Déjà vu – was a previous name of the villa, and it still sounds meaningful… All due to the décor kept in art déco style, which is a bridge connecting the modernized building and the former structure from the 1930s.
The villa was built in 1932, that is in the times when art deco flourished. This trend was reflected in the interior design of the building at that time, where geometry played an important role: characteristic ornamental motifs were based on triangles, rectangles and semicircles. Over the years, the interior of the villa has been changed as a result of numerous renovations, and it hasn’t been until 2021 when the history came full circle. The change of the name to House’27 is also related to the return of the old style but in a modern, comfortable approach. The rooms are again dominated by art déco elements, which are mostly visible in the biggest apartment on the ground floor of the villa.
Worth mentioning is the fact, that the original shape of the building, unique basement made of granite obtained from Dolina Kościeliska valley, as well as zinc roof sheeting, have all been kept throughout the process of restoration. This means that the external shape of the villa with large terraces and balconies, and vast green area surrounding it remained unchanged, which is a rarity in contemporary architecture of Zakopane.
The initial design of the villa by Piotr Komornicki from 1927 assumed a log building made of stones, with modernist glazing in the corners and an almost flat roof contrasted with a gable roof. The ridges were to be boarded in a herringbone pattern, roof eaves wide, settled on typical regional beams (very often decorated and protruding beyond the walls of the building). In the end the villa was built with brick technology, but the original project was kept in the National Archives in Cracow – Spytkowice Branch.

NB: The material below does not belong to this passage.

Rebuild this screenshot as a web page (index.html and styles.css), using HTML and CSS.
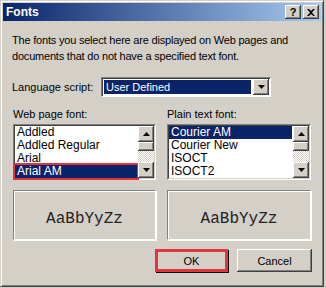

An interesting fact is that in the interwar period the villa hosted famous personalities from the world of industry, science and politics, such as: Ignacy Mościcki – president of the Second Republic of Poland, or Eugeniusz Kwiatkowski and Aleksander Bobkowski – ministers of the government of the II RP. Tadeusz Sendzimir, an industrialist of that time and an outstanding scientist, Polish engineer and inventor, known also abroad, also visited the villa.
Although a lot has changed since that times, today the villa known as House’27 remains open to guests, who only emphasize the unique character and atmosphere of this place.